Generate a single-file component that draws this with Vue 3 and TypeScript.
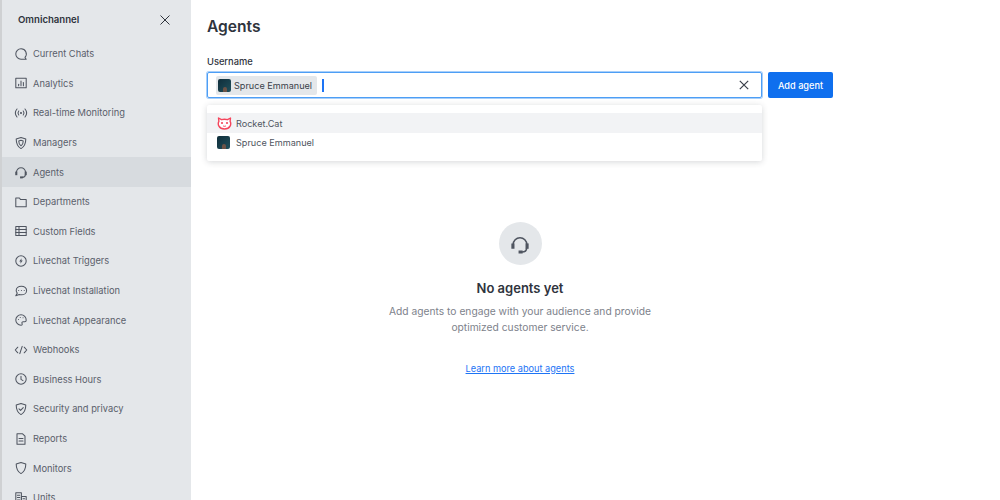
<script setup lang="ts">
interface NavItem { label: string; active?: boolean; paths: string[]; fills?: string[] }
const items: NavItem[] = [
  { label: 'Current Chats', paths: ['M10 3.500a6.500 6.500 0 1 0 0 13h6.500l-1.500-2.200a6.500 6.500 0 0 0-5-10.800Z'] },
  { label: 'Analytics', paths: ['M3.500 4h13v12h-13Z', 'M7 13.500v-2', 'M10 13.500v-6', 'M13 13.500v-4'] },
  { label: 'Real-time Monitoring', paths: ['M5 5c-2.500 3-2.500 7 0 10', 'M15 5c2.500 3 2.500 7 0 10', 'M7.200 7.500c-1.200 1.500-1.200 3.500 0 5', 'M12.800 7.500c1.200 1.500 1.200 3.500 0 5'], fills: ['M8.700 10a1.300 1.300 0 1 0 2.600 0a1.300 1.300 0 1 0-2.600 0Z'] },
  { label: 'Managers', paths: ['M10 3l6 2c0 5.500-1.500 9.500-6 12c-4.500-2.500-6-6.500-6-12Z', 'M10 6.500l2.800 1c0 3-.8 4.800-2.800 6c-2-1.200-2.800-3-2.800-6Z'] },
  { label: 'Agents', active: true, paths: ['M4.300 10.500a5.700 5.700 0 0 1 11.400 0', 'M15.500 13.500c0 2-1.500 3.200-4 3.200'], fills: ['M2.800 9.500h2.600v4.500h-2.600Z', 'M14.600 9.500h2.600v4.500h-2.600Z', 'M8.800 15.500h3.400v2.500h-3.400Z'] },
  { label: 'Departments', paths: ['M3.500 5h4.500l1.500 2h7v9h-13Z'] },
  { label: 'Custom Fields', paths: ['M3.500 4.500h13v11h-13Z', 'M3.500 8.200h13', 'M3.500 11.900h13', 'M7.500 4.500v11'] },
  { label: 'Livechat Triggers', paths: ['M10 3.500a6.500 6.500 0 1 0 0 13a6.500 6.500 0 1 0 0-13Z'], fills: ['M10.800 6.500l-3 4h1.800l-.4 3l3-4h-1.800Z'] },
  { label: 'Livechat Installation', paths: ['M10.500 4c-3.800 0-6.500 2.400-6.500 5.300c0 1.300.5 2.400 1.400 3.300L3.500 16l4.300-1.500c.8.200 1.700.3 2.700.3c3.600 0 6.500-2.300 6.500-5.500S14.100 4 10.500 4Z', 'M7 9.500h.1', 'M10.500 9.500h.1', 'M14 9.500h.1'] },
  { label: 'Livechat Appearance', paths: ['M10 3.500a6.500 6.500 0 0 0 0 13c1.500 0 1.800-1 1.300-2c-.6-1.200.2-2.300 1.500-2.300h2c1 0 1.700-.8 1.700-2a6.500 6.500 0 0 0-6.500-6.700Z', 'M6.800 9.500h.1', 'M9 6.800h.1', 'M12.500 7.200h.1'] },
  { label: 'Webhooks', paths: ['M6 6.500L2.800 10L6 13.500', 'M14 6.500L17.200 10L14 13.500', 'M11.500 5.500L8.500 14.500'] },
  { label: 'Business Hours', paths: ['M10 3.500a6.500 6.500 0 1 0 0 13a6.500 6.500 0 1 0 0-13Z', 'M10 6.500v4l2.500 1.500'] },
  { label: 'Security and privacy', paths: ['M10 3l6 2c0 5.500-1.500 9.500-6 12c-4.500-2.500-6-6.500-6-12Z', 'M7.500 9.800l2 2l3.300-3.500'] },
  { label: 'Reports', paths: ['M5 3.500h7l3 3v10h-10Z', 'M7.500 9.500h5', 'M7.500 12.500h5'] },
  { label: 'Monitors', paths: ['M10 3l6 2c0 5.500-1.500 9.500-6 12c-4.500-2.500-6-6.500-6-12Z'] },
  { label: 'Units', paths: ['M3.500 3.500h7v13h-7Z', 'M10.500 8h6v8.500h-6Z', 'M5.500 6.500h3', 'M5.500 9.500h3', 'M5.500 12.500h3', 'M12.500 11h2', 'M12.500 13.500h2'] },
]
</script>

<template>
  <div class="page">
    <aside class="sidebar">
      <header class="side-head">
        <span class="side-title">Omnichannel</span>
        <svg class="close" width="14" height="14" viewBox="0 0 14 14" aria-hidden="true"><path d="M2.500 2.500l9 9M11.500 2.500l-9 9" /></svg>
      </header>
      <nav class="nav">
        <div v-for="item in items" :key="item.label" class="nav-row" :class="{ active: item.active }">
          <svg class="nav-icon" width="16" height="16" viewBox="0 0 20 20" aria-hidden="true">
            <path v-for="d in item.paths" :key="d" :d="d" />
            <path v-for="d in item.fills ?? []" :key="d" :d="d" class="solid" />
          </svg>
          <span>{{ item.label }}</span>
        </div>
      </nav>
    </aside>

    <main class="main">
      <h1 class="title">Agents</h1>
      <label class="field-label">Username</label>
      <div class="field-row">
        <div class="combo-wrap">
          <div class="input">
            <span class="chip">
              <span class="avatar"><i class="figure"></i></span>
              <span>Spruce Emmanuel</span>
            </span>
            <span class="caret"></span>
            <svg class="clear" width="14" height="14" viewBox="0 0 14 14" aria-hidden="true"><path d="M2.800 2.800l8.400 8.400M11.200 2.800l-8.400 8.400" /></svg>
          </div>
          <div class="menu">
            <div class="option hovered">
              <svg class="cat" width="15" height="13" viewBox="0 0 14 13" aria-hidden="true">
                <path d="M1 1l3 1.700c1.900-.6 4.100-.6 6 0L13 1l-.4 3.300c1.500 2.800.3 7.700-5.600 7.700S-.1 7.100 1.400 4.300Z" />
                <circle cx="4.500" cy="6" r="1.100" /><circle cx="9.500" cy="6" r="1.100" />
                <path d="M5.500 8.800c.9.700 2.100.7 3 0" />
              </svg>
              <span>Rocket.Cat</span>
            </div>
            <div class="option">
              <span class="avatar"><i class="figure"></i></span>
              <span>Spruce Emmanuel</span>
            </div>
          </div>
        </div>
        <button class="add" type="button">Add agent</button>
      </div>

      <section class="empty">
        <div class="circle">
          <svg width="24" height="24" viewBox="0 0 20 20" aria-hidden="true">
            <path d="M4.300 10.500a5.700 5.700 0 0 1 11.400 0" />
            <path d="M15.500 13.500c0 2-1.500 3.200-4 3.200" />
            <path class="solid" d="M2.800 9.500h2.600v4.500h-2.600Z" />
            <path class="solid" d="M14.600 9.500h2.600v4.500h-2.600Z" />
            <path class="solid" d="M8.800 15.500h3.400v2.500h-3.400Z" />
          </svg>
        </div>
        <h2 class="empty-title">No agents yet</h2>
        <p class="empty-text">Add agents to engage with your audience and provide<br />optimized customer service.</p>
        <a class="learn" href="#">Learn more about agents</a>
      </section>
    </main>
  </div>
</template>

<style>
html, body { margin: 0; background: #fff; overflow: hidden; }
</style>

<style scoped>
.page {
  width: 1000px;
  height: 500px;
  display: flex;
  overflow: hidden;
  font-family: Inter, "Liberation Sans", sans-serif;
  color: #2f343d;
  background: #fff;
}
.sidebar {
  width: 189px;
  flex: none;
  height: 500px;
  overflow: hidden;
  background: #e4e7ea;
  border-left: 2px solid #cfd1d3;
}
.side-head {
  height: 39px;
  display: flex;
  align-items: center;
  justify-content: space-between;
  padding: 0 19px 0 16px;
}
.side-title { font-size: 9.600px; font-weight: 600; color: #2f343d; }
.close path { stroke: #2f343d; stroke-width: 1; fill: none; }
.nav { display: flex; flex-direction: column; }
.nav-row {
  height: 29.600px;
  flex: none;
  display: flex;
  align-items: center;
  gap: 4px;
  padding-left: 11px;
  font-size: 9.300px;
  color: #5a606b;
}
.nav-row.active { background: #d7dbdf; }
.nav-icon { flex: none; }
.nav-icon path { fill: none; stroke: #4f5560; stroke-width: 1.300; stroke-linejoin: round; stroke-linecap: round; }
.nav-icon path.solid { fill: #4f5560; stroke: none; }
.main { flex: 1; padding: 0 16px; min-width: 0; }
.title { margin: 0; padding-top: 16px; font-size: 15.600px; line-height: 22px; font-weight: 600; color: #2f343d; }
.field-label { display: block; margin-top: 16px; font-size: 9.300px; line-height: 16px; font-weight: 500; color: #2f343d; }
.field-row { display: flex; gap: 6px; margin-top: 2px; align-items: flex-start; }
.combo-wrap { width: 555px; flex: none; position: relative; }
.input {
  height: 26px;
  box-sizing: border-box;
  border: 1px solid #4d9ef5;
  box-shadow: 0 0 0 1px #a8cffa;
  border-radius: 2px;
  display: flex;
  align-items: center;
  padding: 0 10px 0 8px;
}
.chip {
  height: 19px;
  display: flex;
  align-items: center;
  gap: 3px;
  padding: 0 5px 0 2px;
  border-radius: 2px;
  background: #e4e7ea;
  font-size: 9.100px;
  color: #3a3f49;
}
.avatar {
  width: 13px;
  height: 13px;
  flex: none;
  border-radius: 2px;
  background: linear-gradient(135deg, #0f2d3a, #21505c);
  display: flex;
  align-items: flex-end;
  justify-content: center;
}
.figure { width: 4px; height: 5px; background: #6e5347; border-radius: 2px 2px 0 0; }
.caret { width: 2px; height: 13px; margin-left: 5px; background: #1d74f5; }
.clear { margin-left: auto; }
.clear path { stroke: #3a3f49; stroke-width: 1.200; fill: none; }
.menu {
  margin-top: 7px;
  height: 56px;
  box-sizing: border-box;
  padding-top: 8px;
  background: #fff;
  border-radius: 2px;
  box-shadow: 0 1px 6px rgba(47, 52, 61, 0.2);
}
.option {
  height: 20px;
  display: flex;
  align-items: center;
  gap: 6px;
  padding-left: 10px;
  font-size: 9.100px;
  color: #4f5560;
}
.option:last-child { margin-top: -0.500px; }
.option.hovered { background: #f2f3f5; gap: 4px; }
.cat path:first-child { fill: #fff; stroke: #f5455c; stroke-width: 1.400; stroke-linejoin: round; }
.cat path:last-child { fill: none; stroke: #f5455c; stroke-width: 1; }
.cat circle { fill: #f5455c; }
.add {
  width: 65px;
  height: 26px;
  border: none;
  border-radius: 2px;
  background: #0f6fee;
  color: #fff;
  font-family: inherit;
  font-size: 9.200px;
  font-weight: 500;
}
.empty {
  width: 626px;
  margin-top: 61px;
  display: flex;
  flex-direction: column;
  align-items: center;
}
.circle {
  width: 43px;
  height: 43px;
  border-radius: 50%;
  background: #e4e7ea;
  display: flex;
  align-items: center;
  justify-content: center;
}
.circle path { fill: none; stroke: #4f5560; stroke-width: 1.300; stroke-linecap: round; }
.circle path.solid { fill: #4f5560; stroke: none; }
.empty-title { margin: 14px 0 0; font-size: 13px; line-height: 18px; font-weight: 600; color: #2f343d; }
.empty-text { margin: 6px 0 0; font-size: 10.250px; line-height: 16px; text-align: center; color: #7d828b; }
.learn { margin-top: 27px; font-size: 9.200px; line-height: 13px; color: #1d74f5; text-decoration: underline; }
</style>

^^^^^^^^^^^^^^^^

State the count of lines above containing the string "with", and add nothing to it.

• [ANSWER TO THE TASK] 2